_Exercise_
Spot every line with the word "this" and return it.

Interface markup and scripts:
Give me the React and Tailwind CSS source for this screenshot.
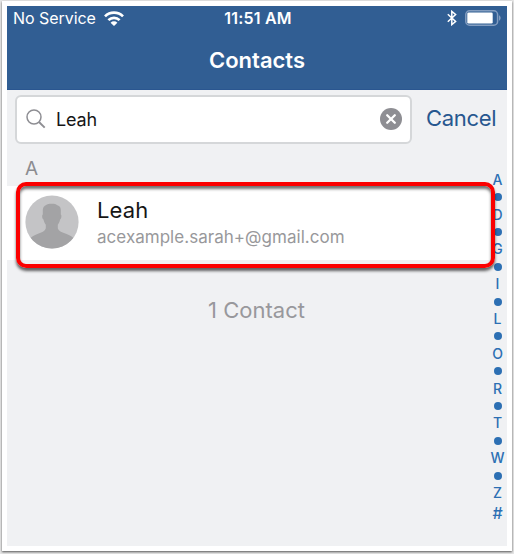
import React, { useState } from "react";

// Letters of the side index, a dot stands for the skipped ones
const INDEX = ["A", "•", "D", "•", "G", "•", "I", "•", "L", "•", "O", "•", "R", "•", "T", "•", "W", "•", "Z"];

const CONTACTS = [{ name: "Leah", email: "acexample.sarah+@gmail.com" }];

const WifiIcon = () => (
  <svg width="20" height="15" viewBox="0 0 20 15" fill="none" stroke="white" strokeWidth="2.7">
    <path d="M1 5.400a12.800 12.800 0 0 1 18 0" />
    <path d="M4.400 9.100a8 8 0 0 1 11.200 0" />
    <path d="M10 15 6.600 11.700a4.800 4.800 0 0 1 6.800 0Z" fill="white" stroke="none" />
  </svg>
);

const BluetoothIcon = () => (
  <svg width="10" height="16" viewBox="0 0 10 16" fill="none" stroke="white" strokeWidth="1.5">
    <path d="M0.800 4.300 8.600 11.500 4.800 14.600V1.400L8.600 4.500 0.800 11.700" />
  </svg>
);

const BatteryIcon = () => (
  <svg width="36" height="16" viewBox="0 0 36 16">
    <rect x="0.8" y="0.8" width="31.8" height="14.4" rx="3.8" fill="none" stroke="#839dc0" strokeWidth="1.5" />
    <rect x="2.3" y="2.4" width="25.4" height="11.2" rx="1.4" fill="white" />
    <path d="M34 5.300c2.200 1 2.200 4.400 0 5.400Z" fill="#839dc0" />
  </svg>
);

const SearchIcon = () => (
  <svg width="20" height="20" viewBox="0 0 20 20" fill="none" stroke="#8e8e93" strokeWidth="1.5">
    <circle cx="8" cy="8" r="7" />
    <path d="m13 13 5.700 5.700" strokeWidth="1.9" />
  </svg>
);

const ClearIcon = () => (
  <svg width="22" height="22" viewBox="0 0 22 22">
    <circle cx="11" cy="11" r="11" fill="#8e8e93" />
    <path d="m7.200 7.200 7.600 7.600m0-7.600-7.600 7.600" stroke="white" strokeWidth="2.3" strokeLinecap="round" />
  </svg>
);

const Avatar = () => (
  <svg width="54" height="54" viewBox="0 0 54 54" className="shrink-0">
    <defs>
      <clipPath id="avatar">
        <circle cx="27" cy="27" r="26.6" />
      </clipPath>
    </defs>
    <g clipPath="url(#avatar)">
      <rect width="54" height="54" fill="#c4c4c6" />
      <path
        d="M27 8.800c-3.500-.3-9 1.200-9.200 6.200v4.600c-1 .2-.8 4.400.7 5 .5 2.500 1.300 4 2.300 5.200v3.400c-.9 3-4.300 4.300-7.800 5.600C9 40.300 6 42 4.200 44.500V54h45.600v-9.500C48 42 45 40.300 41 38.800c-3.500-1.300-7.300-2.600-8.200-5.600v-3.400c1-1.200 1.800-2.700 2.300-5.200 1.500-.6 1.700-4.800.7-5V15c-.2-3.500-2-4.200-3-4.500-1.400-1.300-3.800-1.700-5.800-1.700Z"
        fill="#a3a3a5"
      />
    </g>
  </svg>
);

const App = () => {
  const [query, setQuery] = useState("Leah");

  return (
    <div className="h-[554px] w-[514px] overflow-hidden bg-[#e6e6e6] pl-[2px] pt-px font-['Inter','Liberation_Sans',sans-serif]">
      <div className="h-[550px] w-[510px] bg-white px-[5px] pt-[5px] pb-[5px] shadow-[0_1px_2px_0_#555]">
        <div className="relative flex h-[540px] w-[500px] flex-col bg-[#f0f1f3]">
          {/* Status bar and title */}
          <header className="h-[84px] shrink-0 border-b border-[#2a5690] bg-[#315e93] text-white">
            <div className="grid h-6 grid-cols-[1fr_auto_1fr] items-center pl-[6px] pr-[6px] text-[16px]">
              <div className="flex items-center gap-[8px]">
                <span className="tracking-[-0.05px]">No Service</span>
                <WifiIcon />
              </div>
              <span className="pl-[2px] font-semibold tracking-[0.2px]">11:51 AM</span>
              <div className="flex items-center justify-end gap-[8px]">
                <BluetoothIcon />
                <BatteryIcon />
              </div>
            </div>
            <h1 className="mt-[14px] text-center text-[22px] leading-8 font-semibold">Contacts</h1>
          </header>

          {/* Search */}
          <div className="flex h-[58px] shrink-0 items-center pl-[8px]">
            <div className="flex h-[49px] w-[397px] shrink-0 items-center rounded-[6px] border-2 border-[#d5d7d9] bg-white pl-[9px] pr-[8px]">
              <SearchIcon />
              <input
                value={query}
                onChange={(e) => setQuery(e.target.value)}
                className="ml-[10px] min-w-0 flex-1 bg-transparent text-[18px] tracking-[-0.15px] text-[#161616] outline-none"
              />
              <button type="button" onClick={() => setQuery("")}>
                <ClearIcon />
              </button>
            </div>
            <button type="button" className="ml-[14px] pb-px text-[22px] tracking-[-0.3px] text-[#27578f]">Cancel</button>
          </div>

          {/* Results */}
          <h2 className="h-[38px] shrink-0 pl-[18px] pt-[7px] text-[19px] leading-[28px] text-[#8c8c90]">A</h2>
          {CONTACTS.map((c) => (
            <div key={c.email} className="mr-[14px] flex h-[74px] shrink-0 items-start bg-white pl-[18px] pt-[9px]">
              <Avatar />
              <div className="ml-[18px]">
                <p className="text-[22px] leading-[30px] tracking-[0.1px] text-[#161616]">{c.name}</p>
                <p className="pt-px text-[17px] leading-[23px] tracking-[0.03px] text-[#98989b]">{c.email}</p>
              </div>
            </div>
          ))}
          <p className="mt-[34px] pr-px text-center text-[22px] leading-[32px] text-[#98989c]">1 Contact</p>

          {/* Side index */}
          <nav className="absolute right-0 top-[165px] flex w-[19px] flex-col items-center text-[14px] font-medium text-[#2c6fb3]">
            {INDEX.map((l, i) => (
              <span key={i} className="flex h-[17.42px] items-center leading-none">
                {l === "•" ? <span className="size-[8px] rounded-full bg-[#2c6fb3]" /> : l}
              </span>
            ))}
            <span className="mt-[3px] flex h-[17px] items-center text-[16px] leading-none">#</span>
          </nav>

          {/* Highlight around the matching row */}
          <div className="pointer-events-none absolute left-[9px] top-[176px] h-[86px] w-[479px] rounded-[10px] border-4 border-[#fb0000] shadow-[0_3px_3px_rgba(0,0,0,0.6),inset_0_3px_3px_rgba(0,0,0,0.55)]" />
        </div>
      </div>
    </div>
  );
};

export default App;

==

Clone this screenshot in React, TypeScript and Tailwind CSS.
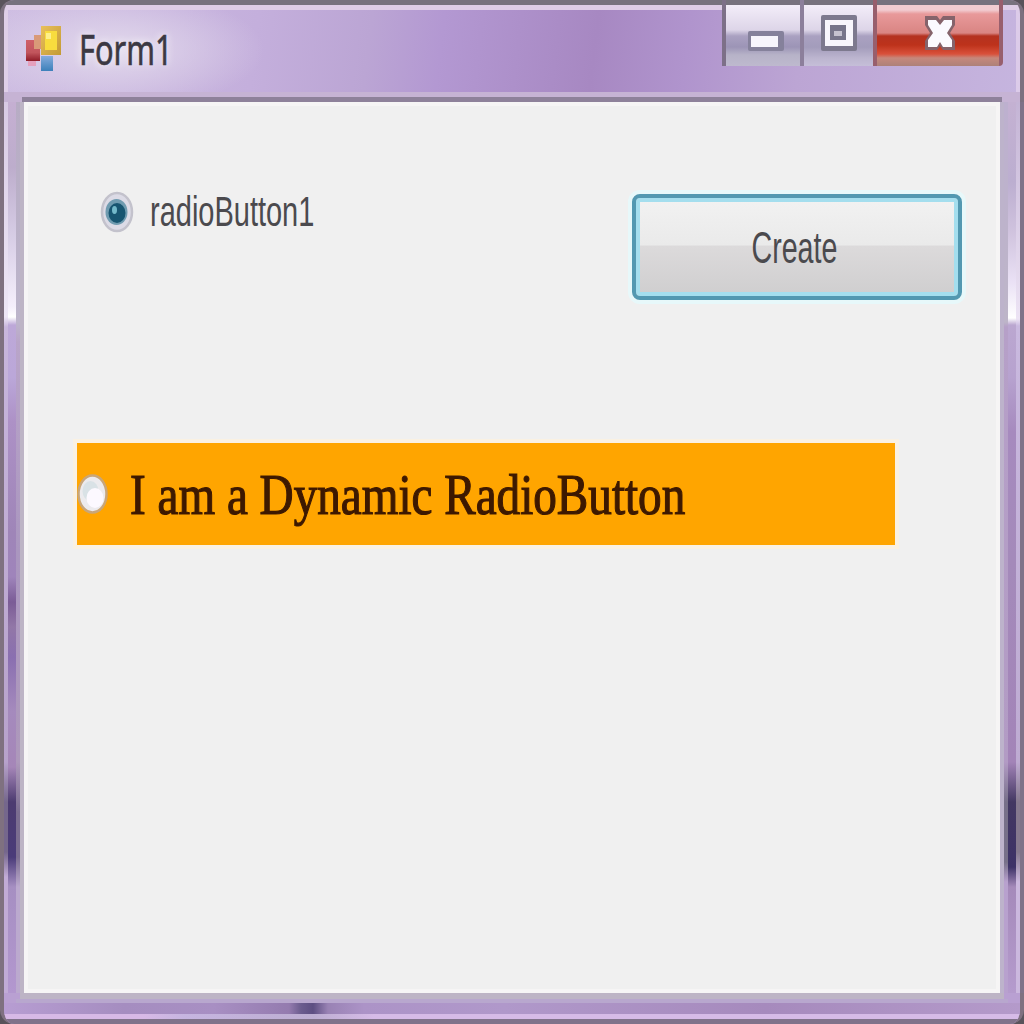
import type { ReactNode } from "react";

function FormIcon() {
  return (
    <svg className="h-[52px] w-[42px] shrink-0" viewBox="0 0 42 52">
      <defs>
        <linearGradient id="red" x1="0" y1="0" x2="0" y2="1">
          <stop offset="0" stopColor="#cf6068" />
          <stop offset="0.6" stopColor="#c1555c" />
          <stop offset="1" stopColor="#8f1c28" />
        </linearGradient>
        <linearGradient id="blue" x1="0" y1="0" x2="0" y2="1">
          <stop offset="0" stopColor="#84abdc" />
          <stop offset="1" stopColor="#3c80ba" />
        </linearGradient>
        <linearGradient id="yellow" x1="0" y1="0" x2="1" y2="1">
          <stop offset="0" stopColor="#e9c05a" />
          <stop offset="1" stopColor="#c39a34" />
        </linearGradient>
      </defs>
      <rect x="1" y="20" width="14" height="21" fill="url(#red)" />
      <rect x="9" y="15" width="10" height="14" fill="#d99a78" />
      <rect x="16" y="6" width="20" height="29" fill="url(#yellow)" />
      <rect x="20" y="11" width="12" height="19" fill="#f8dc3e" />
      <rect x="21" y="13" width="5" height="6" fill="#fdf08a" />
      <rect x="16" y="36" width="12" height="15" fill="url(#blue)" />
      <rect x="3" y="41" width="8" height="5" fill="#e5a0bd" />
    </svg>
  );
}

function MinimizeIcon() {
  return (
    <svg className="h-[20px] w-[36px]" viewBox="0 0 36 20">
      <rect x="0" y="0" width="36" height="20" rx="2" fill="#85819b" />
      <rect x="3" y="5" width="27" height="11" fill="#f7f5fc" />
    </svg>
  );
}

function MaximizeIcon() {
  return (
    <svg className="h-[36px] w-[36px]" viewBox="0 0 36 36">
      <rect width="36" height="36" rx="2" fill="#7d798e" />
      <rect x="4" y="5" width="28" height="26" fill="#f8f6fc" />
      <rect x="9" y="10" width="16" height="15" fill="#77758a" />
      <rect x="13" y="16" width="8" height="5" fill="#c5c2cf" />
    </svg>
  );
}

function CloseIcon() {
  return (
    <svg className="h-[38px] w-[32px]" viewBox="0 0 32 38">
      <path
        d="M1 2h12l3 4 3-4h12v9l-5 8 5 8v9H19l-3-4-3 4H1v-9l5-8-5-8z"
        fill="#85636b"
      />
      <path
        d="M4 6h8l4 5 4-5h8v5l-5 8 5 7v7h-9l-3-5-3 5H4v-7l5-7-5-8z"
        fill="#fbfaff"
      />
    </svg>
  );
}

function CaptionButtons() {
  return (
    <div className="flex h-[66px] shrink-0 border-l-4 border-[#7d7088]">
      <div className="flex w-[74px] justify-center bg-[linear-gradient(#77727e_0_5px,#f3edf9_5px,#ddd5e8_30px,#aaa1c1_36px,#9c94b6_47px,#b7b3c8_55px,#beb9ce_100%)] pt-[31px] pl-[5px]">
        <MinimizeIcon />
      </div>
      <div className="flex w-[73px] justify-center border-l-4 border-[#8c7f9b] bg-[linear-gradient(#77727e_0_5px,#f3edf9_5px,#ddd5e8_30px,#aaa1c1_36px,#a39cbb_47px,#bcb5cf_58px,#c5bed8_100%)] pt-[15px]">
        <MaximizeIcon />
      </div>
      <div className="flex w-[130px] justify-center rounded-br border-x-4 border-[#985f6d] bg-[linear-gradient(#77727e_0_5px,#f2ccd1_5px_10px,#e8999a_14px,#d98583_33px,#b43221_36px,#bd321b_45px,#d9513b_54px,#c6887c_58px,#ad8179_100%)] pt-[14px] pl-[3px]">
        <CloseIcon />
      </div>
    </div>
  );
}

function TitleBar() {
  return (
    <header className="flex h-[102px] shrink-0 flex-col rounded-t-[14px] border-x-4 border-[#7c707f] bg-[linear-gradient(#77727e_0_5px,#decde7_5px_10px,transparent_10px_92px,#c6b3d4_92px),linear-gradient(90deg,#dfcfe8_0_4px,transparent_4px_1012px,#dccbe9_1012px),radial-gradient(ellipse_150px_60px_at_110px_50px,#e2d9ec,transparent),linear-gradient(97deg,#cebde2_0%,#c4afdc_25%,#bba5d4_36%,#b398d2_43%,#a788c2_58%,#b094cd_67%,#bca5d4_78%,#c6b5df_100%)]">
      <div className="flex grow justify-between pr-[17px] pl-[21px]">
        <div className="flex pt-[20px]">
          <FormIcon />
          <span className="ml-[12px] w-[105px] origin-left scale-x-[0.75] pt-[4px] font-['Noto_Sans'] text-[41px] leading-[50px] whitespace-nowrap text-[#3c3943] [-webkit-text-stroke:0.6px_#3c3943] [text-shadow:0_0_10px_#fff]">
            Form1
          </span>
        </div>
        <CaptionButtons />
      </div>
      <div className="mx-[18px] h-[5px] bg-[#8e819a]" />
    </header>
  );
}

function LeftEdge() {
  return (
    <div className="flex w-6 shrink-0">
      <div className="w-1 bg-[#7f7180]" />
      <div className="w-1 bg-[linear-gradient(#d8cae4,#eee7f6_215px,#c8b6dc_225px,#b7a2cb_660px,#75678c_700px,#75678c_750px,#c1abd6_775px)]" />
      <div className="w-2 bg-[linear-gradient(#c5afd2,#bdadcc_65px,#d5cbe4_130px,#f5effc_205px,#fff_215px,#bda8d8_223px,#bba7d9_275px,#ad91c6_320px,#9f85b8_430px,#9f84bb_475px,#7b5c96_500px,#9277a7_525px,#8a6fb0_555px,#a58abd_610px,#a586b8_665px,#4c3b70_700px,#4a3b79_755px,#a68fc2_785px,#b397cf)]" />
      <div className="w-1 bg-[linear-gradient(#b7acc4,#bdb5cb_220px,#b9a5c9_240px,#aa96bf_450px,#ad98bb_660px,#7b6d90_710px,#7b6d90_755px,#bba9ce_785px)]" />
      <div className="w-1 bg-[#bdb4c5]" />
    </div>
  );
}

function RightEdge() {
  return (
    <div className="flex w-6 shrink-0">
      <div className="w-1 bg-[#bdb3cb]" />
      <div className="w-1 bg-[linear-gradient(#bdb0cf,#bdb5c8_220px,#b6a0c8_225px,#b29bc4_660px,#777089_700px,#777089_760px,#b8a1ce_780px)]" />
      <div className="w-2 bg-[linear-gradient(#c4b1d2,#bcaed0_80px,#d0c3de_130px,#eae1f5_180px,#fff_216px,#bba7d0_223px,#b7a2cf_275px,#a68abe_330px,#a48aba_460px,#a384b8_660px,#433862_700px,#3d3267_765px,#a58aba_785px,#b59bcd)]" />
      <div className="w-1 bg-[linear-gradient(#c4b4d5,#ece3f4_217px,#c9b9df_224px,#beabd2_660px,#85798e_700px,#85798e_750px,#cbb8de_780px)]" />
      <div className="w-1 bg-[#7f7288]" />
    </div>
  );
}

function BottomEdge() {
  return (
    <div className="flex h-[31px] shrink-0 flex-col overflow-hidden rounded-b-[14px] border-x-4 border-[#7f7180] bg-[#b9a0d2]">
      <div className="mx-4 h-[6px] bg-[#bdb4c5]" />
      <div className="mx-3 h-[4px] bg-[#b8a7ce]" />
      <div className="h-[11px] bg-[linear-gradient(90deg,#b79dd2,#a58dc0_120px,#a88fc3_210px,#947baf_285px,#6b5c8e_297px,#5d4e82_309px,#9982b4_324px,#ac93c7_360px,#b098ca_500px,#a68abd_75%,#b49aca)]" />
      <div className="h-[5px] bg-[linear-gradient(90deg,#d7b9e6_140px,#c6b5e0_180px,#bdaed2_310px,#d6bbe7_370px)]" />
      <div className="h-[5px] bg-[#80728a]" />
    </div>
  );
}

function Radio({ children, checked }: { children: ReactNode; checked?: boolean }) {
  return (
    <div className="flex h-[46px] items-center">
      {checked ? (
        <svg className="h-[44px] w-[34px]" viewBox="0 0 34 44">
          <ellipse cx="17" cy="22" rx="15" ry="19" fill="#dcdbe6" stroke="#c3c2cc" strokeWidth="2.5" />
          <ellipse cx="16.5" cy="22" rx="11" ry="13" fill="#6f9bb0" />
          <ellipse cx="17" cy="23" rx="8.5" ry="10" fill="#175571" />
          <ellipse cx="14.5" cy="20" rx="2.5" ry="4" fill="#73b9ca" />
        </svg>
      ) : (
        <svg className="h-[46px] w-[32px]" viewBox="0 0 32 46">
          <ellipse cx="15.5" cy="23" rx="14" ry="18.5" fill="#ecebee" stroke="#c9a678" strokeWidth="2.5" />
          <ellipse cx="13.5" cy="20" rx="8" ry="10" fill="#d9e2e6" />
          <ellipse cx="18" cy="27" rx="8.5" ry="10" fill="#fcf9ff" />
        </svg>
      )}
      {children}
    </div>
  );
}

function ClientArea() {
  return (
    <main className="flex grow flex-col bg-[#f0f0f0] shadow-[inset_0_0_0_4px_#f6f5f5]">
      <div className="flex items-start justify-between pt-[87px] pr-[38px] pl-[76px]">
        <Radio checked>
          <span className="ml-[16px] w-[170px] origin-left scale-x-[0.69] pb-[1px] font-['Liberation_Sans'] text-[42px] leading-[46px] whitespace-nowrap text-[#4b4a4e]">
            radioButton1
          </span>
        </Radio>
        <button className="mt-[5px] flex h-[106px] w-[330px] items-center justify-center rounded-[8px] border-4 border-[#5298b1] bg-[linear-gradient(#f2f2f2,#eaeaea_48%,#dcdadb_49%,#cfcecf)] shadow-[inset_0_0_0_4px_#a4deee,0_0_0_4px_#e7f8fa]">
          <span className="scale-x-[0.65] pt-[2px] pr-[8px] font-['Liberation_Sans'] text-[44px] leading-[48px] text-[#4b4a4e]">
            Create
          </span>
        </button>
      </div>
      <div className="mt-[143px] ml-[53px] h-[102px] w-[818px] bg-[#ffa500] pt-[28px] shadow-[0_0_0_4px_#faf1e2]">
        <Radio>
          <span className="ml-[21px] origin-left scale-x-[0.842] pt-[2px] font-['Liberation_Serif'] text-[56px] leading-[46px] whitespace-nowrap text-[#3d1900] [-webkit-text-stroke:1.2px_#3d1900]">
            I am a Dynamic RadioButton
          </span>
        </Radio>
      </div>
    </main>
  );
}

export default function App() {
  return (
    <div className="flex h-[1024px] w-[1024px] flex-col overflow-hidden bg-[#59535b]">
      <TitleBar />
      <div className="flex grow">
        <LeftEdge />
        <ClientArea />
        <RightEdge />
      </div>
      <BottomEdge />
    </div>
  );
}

_Exercise answer_
Give me the React and Tailwind CSS source for this screenshot.
Clone this screenshot in React, TypeScript and Tailwind CSS.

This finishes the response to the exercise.